O (a) bonito (a) que faz mal

Caro (a) leitor (a),

O desafio de escrever uma coluna semanal está também na necessidade de estabelecer um processo criativo, um dos aspectos mais fascinantes da mente humana.

Minhas colunas são alicerçadas em dois fatores: repertório e vivências. Ou seja, quanto mais experiências culturais, profissionais e pessoais trago na bagagem, mais referências criativas aparecem em minha mente. E curiosidade, minha sede de nunca querer parar de aprender, questionar e explorar ideias, impulsiona esse processo.

O (a) bonito (a) que faz mal

Renda de bilro. – Foto: Getty Images/iStockphoto/ND

Assim, alguns temas ficam dias, semanas, até meses sendo processados, até que consigo estabelecer uma conexão entre eles e o conteúdo — um processo deliciosamente complexo.

Foi assim com o tema de hoje, “O (a) bonito (a) que faz mal”. Você com certeza já ouviu o famoso ditado “Não julgue um livro pela capa”. Ambos os temas têm uma conexão interessante: falam sobre a relação entre aparência e essência.

Há cerca de dois meses, ao acompanhar um exame, vi pela primeira vez a imagem de um tumor cancerígeno. Pasmem: diferente de tudo que imaginava, era uma imagem “bonita”, que me lembrou uma renda de bilro. Um ótimo exemplo de como aparência e essência podem se desconectar.

Olhando superficialmente, a renda é um tecido leve e delicado, mas, por trás dela, há um processo trabalhoso, artesanal e de grande valor cultural.

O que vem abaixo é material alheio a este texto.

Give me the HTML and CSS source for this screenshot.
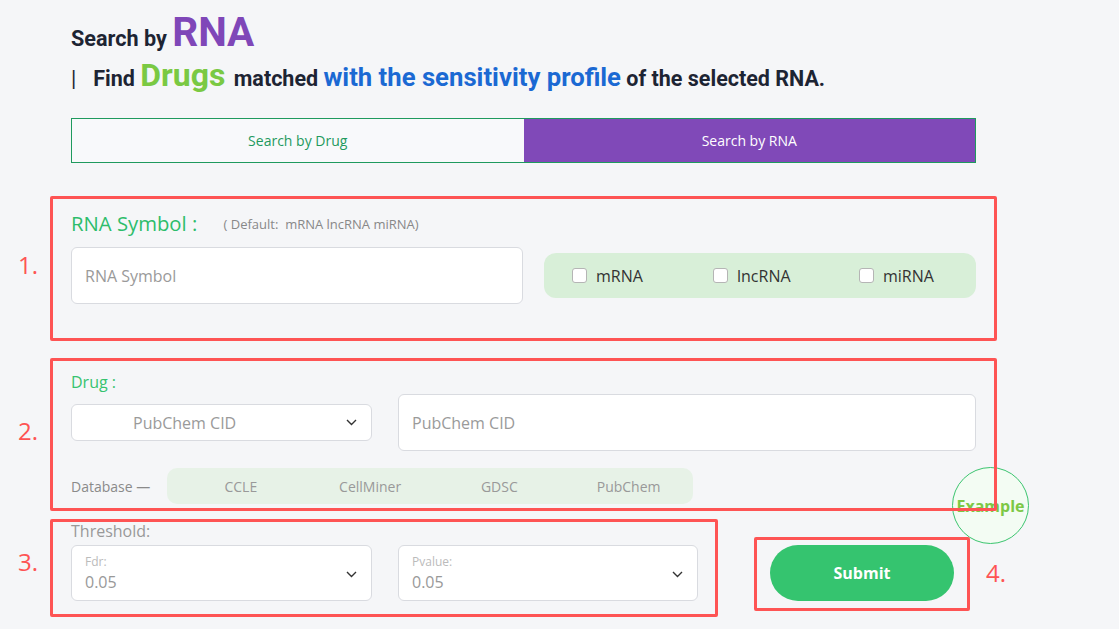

Quando falavam em câncer, eu, na minha ignorância — somada ao pavor da doença —, imaginava algo escuro, disforme, assustador, como aquelas imagens de pulmões de fumantes nas caixas de cigarro.

Mas, ao me deparar com aquela estrutura branca e quase minúscula, cheia de florzinhas e babadinhos, soou um alarme em minha mente: como algo aparentemente pequeno, inofensivo e bonito pode ser tão cruel a ponto de nos fazer sofrer — e, por vezes, tirar vidas?

O choque entre a delicadeza visual e a gravidade da doença cria um impacto simbólico. Assim como o tumor parecia uma renda delicada, muitas pessoas, relações e situações podem parecer inofensivas ou encantadoras à primeira vista, mas carregam impactos negativos ocultos.

Você já se envolveu com alguém que parecia perfeito, mas depois mostrou um lado sombrio?

Nem sempre o que causa dor tem consciência disso. O câncer não “sabe” que destrói, assim como muitas pessoas não percebem o mal que causam. E nós? Será que, em algum momento, já fomos esse tumor na vida de alguém — ainda que sem intenção? Não podemos subestimar os perigos do que parece bonito, e é importante lembrar que nem tudo que tem aparência desagradável é, de fato, ruim.

Essa coluna demorou para ser escrita, não porque o tema me faltava, mas porque eu precisava encontrar uma forma de abordá-lo sem que parecesse um relato pessoal preocupante. O que, de fato, não é! Meu desafio era criar uma reflexão sobre as aparências e sobre o impacto que algo — ou alguém — pode ter em nossas vidas, às vezes de forma imperceptível.

No fim, escrever é isso: encontrar conexões, desafiar percepções e trazer à tona o inesperado.

Se até um tumor pode parecer delicado à primeira vista, quantas outras coisas na vida não estamos enxergando com a profundidade necessária?